Barroso fala em coragem. Diz que Moraes cumpre seu papel com bravura. Mas coragem, meu caro, é enfrentar o contraditório. É respeitar a Constituição mesmo quando ela te obriga a engolir o que você não gosta. É garantir liberdade de expressão até para os idiotas. É reconhecer que o Estado de Direito não pode ser seletivo, nem militante.
Coragem, de verdade, é permitir que a imprensa funcione livremente, que os cidadãos possam protestar sem medo, que os políticos sejam fiscalizados, e que os juízes se contenham nos limites da lei. Coragem é aceitar que nem todo “nós” inclui a toga.
E se você chegou até aqui, talvez esteja se perguntando o que fazer diante desse cenário. A resposta é simples e difícil ao mesmo tempo: não se cale. Não aceite a mentira disfarçada de nota técnica. Não engula o autoritarismo travestido de legalismo. Não se conforme com uma justiça que precisa de escolta armada para ser respeitada.
Compartilhe textos como o de Paulo Polzonoff Jr.. Comente, debata, estude. E, acima de tudo, vote com consciência. Porque, no fim das contas, a caneta que legitima tudo isso foi entregue por você — ou por quem se omitiu.

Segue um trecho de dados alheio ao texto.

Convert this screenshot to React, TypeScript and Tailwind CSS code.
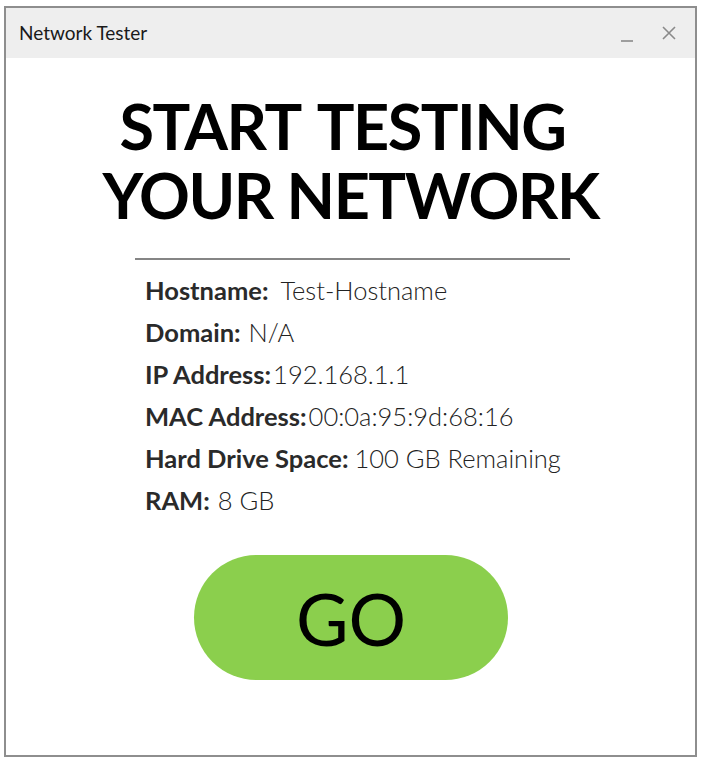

E lembre-se: quando o poder se torna absoluto, a verdade vira crime. E nesse cenário distópico, você é o herói que ainda pode fazer a diferença. Mesmo que seja com um simples clique, uma palavra escrita, uma conversa no almoço de domingo.
Mas não se engane: eles têm a mídia, têm o STF, têm os artistas, os banqueiros, os influenciadores. Mas nós temos algo que eles jamais terão: a verdade — e a coragem de dizê-la em voz alta.